With the amount of sets music available for free online, is the mix CD still relevant?

If I'm being honest, no, they're not. Anyone can download the newest music for free on a day to day basis online. So if you're planning to release a CD with some tracks you like, then you've no chance that the CD won't be somewhat "dated" in dance music terms by the time it's released. With this CD, I actually finished it in july and it's due for release in October. But thats also why i chose to ask most of the producers of the tracks I licensed to give me all the parts of the tracks - so I could create versions that never existed outside of this mix before. I wanted to make the process as unique as possible. I guess around 10 of the 15 tracks on the mix are seriously different to the orginal versions So you can only here these versions on this specific CD.


What makes one DJ more successful, the other less so?

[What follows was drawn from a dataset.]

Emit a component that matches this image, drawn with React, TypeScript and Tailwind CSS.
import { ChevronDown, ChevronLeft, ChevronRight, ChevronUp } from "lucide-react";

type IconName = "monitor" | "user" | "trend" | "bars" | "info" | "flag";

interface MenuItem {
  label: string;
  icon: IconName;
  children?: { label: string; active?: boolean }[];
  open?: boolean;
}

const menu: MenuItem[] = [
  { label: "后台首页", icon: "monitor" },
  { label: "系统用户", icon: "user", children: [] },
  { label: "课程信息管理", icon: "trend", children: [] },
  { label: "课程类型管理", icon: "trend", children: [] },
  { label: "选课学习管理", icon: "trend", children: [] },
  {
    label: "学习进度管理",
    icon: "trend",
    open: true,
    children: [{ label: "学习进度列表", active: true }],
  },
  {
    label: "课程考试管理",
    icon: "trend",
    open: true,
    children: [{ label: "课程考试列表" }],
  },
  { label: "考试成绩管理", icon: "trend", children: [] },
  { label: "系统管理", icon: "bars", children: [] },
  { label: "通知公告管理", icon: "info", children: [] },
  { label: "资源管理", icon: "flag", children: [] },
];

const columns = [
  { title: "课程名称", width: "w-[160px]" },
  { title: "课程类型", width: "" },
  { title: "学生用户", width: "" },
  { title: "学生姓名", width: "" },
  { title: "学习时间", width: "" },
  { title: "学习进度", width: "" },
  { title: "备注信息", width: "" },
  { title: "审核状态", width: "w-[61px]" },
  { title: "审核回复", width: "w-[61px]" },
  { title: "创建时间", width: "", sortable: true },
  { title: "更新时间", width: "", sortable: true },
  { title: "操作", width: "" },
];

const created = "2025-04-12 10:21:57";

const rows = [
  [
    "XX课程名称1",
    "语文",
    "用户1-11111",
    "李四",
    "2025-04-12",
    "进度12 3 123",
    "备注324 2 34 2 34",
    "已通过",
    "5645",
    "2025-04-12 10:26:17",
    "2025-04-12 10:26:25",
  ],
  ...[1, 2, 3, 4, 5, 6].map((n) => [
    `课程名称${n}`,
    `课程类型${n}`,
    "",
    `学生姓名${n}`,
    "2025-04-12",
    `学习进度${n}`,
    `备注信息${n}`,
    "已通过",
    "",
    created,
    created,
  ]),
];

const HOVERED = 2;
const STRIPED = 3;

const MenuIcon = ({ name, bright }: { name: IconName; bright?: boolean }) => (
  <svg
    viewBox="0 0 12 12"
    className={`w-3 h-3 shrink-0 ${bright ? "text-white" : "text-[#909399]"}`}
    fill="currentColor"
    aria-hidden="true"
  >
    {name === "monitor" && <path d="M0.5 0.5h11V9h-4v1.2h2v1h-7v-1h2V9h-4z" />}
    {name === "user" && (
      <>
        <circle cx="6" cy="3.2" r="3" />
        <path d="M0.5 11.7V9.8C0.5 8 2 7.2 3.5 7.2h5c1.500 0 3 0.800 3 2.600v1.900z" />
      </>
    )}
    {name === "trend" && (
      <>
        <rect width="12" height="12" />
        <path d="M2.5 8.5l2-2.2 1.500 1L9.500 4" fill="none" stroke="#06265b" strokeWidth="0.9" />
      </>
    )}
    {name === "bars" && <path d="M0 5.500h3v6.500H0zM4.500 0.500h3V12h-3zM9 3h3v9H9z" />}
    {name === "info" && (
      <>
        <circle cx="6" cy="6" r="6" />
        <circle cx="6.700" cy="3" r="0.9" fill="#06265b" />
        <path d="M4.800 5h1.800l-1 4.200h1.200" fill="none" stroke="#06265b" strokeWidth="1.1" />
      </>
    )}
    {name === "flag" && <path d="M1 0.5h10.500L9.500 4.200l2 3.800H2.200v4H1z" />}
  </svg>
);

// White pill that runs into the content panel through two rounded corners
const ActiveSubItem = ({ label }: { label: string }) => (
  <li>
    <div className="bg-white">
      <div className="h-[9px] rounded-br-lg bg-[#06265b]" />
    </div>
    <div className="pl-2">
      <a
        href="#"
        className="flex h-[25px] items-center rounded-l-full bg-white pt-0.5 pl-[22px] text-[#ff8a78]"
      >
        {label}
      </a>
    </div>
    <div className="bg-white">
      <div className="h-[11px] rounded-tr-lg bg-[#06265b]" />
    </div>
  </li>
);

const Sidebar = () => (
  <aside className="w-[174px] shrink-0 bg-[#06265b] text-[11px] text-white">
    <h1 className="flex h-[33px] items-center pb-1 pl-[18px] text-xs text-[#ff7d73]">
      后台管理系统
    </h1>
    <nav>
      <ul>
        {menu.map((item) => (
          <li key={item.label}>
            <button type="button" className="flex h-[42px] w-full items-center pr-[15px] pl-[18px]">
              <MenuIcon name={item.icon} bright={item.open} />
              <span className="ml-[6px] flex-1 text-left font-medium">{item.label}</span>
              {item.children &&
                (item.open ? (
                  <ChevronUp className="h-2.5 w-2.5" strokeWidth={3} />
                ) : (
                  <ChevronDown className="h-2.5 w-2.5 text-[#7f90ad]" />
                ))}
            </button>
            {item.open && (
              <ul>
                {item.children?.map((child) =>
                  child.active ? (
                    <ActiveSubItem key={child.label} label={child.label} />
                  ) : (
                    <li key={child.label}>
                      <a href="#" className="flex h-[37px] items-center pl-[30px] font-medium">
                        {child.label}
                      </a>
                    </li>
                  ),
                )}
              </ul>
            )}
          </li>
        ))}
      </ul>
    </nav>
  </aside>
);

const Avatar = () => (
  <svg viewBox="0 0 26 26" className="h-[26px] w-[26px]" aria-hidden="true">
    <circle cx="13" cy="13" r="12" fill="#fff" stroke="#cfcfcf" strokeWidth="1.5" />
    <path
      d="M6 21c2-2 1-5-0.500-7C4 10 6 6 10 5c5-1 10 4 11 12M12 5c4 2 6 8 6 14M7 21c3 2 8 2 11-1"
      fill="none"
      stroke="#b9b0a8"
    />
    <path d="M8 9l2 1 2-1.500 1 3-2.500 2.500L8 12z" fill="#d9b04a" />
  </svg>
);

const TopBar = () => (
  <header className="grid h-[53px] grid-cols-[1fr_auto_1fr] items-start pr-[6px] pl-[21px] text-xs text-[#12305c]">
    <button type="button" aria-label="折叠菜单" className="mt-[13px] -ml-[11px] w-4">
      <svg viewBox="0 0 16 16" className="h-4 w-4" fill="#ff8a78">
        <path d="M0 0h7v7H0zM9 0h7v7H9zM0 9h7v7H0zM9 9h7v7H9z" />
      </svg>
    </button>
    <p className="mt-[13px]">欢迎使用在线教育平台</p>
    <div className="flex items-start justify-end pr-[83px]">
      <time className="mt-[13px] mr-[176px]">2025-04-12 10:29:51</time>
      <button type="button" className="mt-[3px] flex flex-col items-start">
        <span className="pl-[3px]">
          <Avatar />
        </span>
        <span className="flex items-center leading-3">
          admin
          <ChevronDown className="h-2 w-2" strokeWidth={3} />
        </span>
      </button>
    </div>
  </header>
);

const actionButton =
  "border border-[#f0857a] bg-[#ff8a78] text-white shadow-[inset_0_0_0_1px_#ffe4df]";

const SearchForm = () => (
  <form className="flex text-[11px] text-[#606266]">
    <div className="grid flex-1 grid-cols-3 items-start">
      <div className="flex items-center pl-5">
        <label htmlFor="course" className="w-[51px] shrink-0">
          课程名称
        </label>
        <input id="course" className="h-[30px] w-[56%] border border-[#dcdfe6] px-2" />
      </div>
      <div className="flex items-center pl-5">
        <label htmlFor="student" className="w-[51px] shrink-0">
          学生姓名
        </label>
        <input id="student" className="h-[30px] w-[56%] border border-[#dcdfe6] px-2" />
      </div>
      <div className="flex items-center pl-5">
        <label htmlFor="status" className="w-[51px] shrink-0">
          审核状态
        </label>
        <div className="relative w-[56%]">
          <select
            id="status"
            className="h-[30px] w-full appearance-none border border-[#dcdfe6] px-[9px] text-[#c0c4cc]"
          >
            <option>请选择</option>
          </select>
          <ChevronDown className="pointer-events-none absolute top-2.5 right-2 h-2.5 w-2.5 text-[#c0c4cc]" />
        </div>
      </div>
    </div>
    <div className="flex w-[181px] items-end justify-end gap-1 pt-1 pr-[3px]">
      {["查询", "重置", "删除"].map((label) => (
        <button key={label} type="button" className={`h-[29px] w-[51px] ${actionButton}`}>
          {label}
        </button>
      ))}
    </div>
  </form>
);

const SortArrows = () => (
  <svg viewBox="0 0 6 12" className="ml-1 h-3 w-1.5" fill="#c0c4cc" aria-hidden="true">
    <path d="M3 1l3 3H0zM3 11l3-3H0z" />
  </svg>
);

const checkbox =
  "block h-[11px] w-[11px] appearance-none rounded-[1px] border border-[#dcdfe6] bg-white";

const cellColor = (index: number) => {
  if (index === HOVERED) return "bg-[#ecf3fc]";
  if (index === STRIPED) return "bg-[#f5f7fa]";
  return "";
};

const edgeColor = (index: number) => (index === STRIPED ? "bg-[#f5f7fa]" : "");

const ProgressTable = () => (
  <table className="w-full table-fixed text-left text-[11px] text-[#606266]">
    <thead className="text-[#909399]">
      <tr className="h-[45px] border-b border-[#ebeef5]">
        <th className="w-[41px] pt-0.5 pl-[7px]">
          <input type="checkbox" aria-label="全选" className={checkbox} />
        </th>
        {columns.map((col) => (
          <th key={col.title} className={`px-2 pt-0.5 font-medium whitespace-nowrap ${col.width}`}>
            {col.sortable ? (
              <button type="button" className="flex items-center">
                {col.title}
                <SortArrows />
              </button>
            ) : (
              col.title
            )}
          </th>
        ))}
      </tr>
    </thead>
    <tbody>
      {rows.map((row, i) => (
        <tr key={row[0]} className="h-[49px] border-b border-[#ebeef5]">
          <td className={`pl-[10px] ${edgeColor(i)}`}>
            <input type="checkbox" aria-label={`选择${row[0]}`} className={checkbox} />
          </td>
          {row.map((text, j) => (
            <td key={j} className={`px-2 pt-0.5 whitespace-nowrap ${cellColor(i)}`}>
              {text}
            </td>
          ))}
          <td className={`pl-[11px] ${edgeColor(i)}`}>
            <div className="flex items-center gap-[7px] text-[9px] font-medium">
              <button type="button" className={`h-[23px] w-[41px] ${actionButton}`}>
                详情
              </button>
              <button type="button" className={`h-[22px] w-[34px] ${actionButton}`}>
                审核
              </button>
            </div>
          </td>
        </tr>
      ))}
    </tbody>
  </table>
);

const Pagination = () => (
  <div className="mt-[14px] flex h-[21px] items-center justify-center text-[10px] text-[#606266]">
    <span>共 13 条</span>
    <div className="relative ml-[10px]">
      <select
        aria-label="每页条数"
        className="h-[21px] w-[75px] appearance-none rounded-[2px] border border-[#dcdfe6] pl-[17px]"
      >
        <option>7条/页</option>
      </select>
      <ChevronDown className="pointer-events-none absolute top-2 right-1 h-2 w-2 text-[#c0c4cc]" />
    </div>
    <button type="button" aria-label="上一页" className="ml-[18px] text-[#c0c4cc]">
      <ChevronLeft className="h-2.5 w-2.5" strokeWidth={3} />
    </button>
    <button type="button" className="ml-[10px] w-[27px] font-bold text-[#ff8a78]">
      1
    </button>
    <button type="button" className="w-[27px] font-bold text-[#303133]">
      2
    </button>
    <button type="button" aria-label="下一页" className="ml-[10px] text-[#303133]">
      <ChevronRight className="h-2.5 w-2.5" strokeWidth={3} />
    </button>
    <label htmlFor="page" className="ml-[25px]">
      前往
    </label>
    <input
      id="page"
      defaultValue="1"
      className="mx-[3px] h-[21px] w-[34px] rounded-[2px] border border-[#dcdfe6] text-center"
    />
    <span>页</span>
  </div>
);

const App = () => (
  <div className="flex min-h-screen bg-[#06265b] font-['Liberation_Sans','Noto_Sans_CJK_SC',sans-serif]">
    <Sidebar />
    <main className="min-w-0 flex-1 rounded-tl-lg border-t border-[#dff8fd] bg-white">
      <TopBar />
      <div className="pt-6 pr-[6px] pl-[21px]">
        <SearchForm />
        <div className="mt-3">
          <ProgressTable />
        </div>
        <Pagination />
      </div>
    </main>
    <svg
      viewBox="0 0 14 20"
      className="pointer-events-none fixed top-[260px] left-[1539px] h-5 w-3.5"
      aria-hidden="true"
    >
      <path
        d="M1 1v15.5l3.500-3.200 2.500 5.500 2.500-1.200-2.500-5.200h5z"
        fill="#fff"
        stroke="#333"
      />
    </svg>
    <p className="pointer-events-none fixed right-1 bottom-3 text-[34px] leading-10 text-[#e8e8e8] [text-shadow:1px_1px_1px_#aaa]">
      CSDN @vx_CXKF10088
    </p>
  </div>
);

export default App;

The art of it starts when you do more than just pick 15 tracks. When you’re playing six, eight, nine hours. Knowing what it means to play a warm-up. Knowing that people have been here for six hours already, that the alcohol and drug level might have reached a certain point. Being able to read and understand all of this, but also to have learned it. Not only seeing that it’s happening, but having five responses ready to go.